The Tale of Two Parties

Have American progressives given up on reforming the country before sea levels crush Manhattan and Miami? I have. For several reasons.

The two-party system is the primary, not that I subscribe to the theory “both-sides-do-it.” Because they don’t. The false equivalency may be carried on by marshmallow pundits on Sunday news programs, but in reality one party advocates for the destruction of the middle class and the other tolerates their absurdities. In the sense that the general public and working class are in decline by design, both parties are at fault.

The Republican Party declared war on the Democratic Party several years ago (due to dishonest operatives who favored introducing such aggressive, unethical tactics), while the Democratic Party continues to see the other side simply a “friendly competitor.”

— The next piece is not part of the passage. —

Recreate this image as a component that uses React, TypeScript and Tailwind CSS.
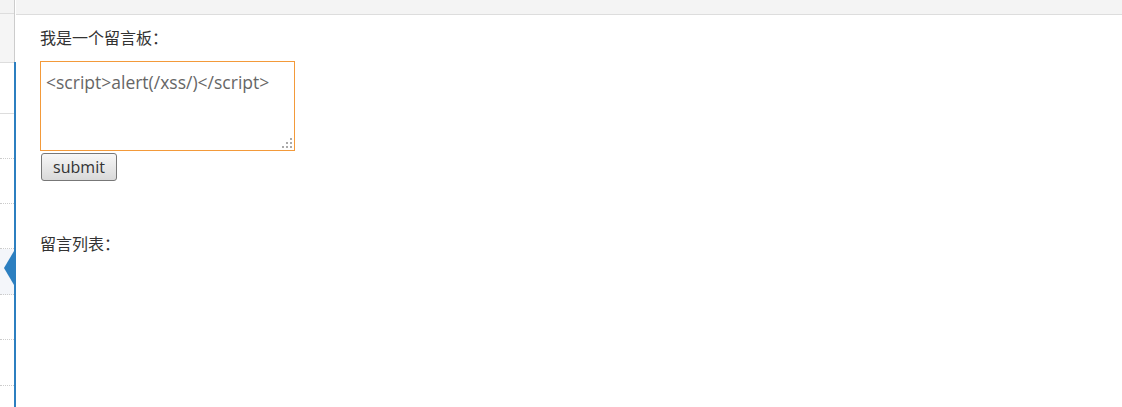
const font = { fontFamily: '"Open Sans", "Noto Sans CJK SC", sans-serif' };

function Sidebar() {
  return (
    <aside className="flex w-[14px] shrink-0 flex-col">
      <div className="h-[14px] border-b border-[#ddd] bg-[#f3f3f3]" />
      <div className="h-[49px] border-b border-[#ddd] bg-[#f5f5f5]" />
      <div className="h-[51px] border-b border-[#ddd] bg-white" />
      <div className="h-[45px] border-b border-dotted border-[#ccc]" />
      <div className="h-[45px] border-b border-dotted border-[#ccc]" />
      <div className="h-[45px] border-b border-dotted border-[#ccc]" />
      <div className="relative h-[46px] border-b border-dotted border-[#ccc] bg-[#f4f6fa]">
        <svg className="absolute right-0 top-[2px]" width="10" height="36" viewBox="0 0 10 36">
          <polygon points="10,0 0,17 10,34" fill="#2c7fc0" />
        </svg>
      </div>
      <div className="h-[45px] border-b border-dotted border-[#ccc]" />
      <div className="h-[46px] border-b border-dotted border-[#ccc]" />
      <div className="flex-1" />
    </aside>
  );
}

// dotted resize grip like the old IE/Firefox one
function Grip() {
  const dots = [
    [8, 0],
    [4, 4],
    [8, 4],
    [0, 8],
    [4, 8],
    [8, 8],
  ];
  return (
    <svg className="pointer-events-none absolute bottom-[3px] right-[3px]" width="10" height="10" viewBox="0 0 10 10">
      {dots.map(([x, y]) => (
        <rect key={`${x}-${y}`} x={x} y={y} width="2" height="2" fill="#aaa" />
      ))}
    </svg>
  );
}

export default function App() {
  return (
    <div className="flex h-[407px] w-[1122px] overflow-hidden bg-white text-[#333]" style={font}>
      <Sidebar />
      <div className="flex w-[2px] shrink-0 flex-col">
        <div className="h-[62px] w-[1px] bg-[#ccc]" />
        <div className="flex-1 bg-[#2c7fc0]" />
      </div>
      <main className="flex flex-1 flex-col">
        <div className="h-[15px] border-b border-[#ddd] bg-[#f4f4f4]" />
        <div className="flex flex-col items-start pl-[24px]">
          <p className="mt-[12px] text-[16px] leading-[22px]">我是一个留言板：</p>
          <div className="relative mt-[12px]">
            <textarea
              defaultValue="<script>alert(/xss/)</script>"
              className="block h-[90px] w-[255px] resize-none border border-[#f39a3a] px-[5px] py-[9px] text-[17.5px] leading-[23px] text-[#666] outline-none"
              style={font}
            />
            <Grip />
          </div>
          <button
            type="button"
            className="ml-[1px] mt-[2px] h-[28px] w-[76px] rounded-[3px] border border-[#777] bg-gradient-to-b from-[#f7f7f7] to-[#d9d9d9] text-[16px] leading-[20px] text-[#333]"
            style={font}
          >
            submit
          </button>
          <p className="mt-[52px] text-[16px] leading-[22px]">留言列表：</p>
        </div>
      </main>
    </div>
  );
}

How can we forget “Tricky Dick” politics of Watergate, political assassinations, and propping up banana republic dictators? Iraq is a descendant of Vietnam and the pattern continues unabated. Pandora’s Box is opened without a whimper.

Demographics do not factor as long as the GOP continues to incite anger and hatred among its constituents. Their base faithfully goes to the polls, not out of duty or patriotism, but anger sprinkled with a self-righteousness derived from its white-right religiosity. Unfortunately, this pattern seems set to remain into the foreseeable future – for enough succeeding decades to reach ostensible levels of climate change that will shock the entire planet into crisis mode.

Representative Anthony Weiner famously described the two-party conflict, “Democrats bring library books to a knife fight.”

However damningly discredited by his own personal indiscretions, Tony Weiner’s truth has seldom been depicted more crisply. Republicans have a strong sense of urgency to eliminate the other party, while Democrats roll their eyes and carry on a laissez-faire political strategy – as if the right-wing will eventually come around to seeing the truth – or at least compromising to where something gets done for the betterment of society.

The right is fervently religious; the left is moderately religious and, in fact, open to all belief-systems, including atheism. This is the factor that tilts the scales in favor of the Republican Party – despite Democratic majorities gifted by demographics. There aren’t enough African-Americans, Latinos, Asians, environmentalists, and union activists to defeat the Republican Party. Fires of hate and fear burn in right-wing bellies which ignite a firestorm and drive them to the polls en masse – which cannot and will not be overcome [in time] by the actual majority.

Can this national compulsion be mitigated?

Only if there is a true renewal of the American religious right, a return to the pure Gospel of Jesus Christ – where tolerance of all mankind is the foundational principle. The unholy alliance of church and state must be broken, the couple that Jerry Falwell and Pat Robertson joined in unholy matrimony in the 70s – to which Lee Atwater and Karl Rove latched onto.

Bill Maher’s views are popular to progressives but few others. To me, Bill has a very good grasp on history, current events, and trajectories into the future. But his openly anti-religious views damage any effect he would have on any outcome he desires. Religion is not going away.

I don’t see an evangelical renewal movement on the horizon anytime soon. So I am preparing to buckle down and prepare for the worst political climate for the next 20 years – which will, in fact, impact the global climate due to government inaction. The right will only be proven wrong when the tides roll over one of its sacred cows – Houston. (And even then they’ll probably blame it on the Obama of the time.)

If one party (the minority) fights like it’s at war and the other party (the majority) competes like it’s a junior high popularity contest, who wins?

Answer: Nobody. We all lose because of “meanies and weinies.” The two-party system is in total dysfunction. By design.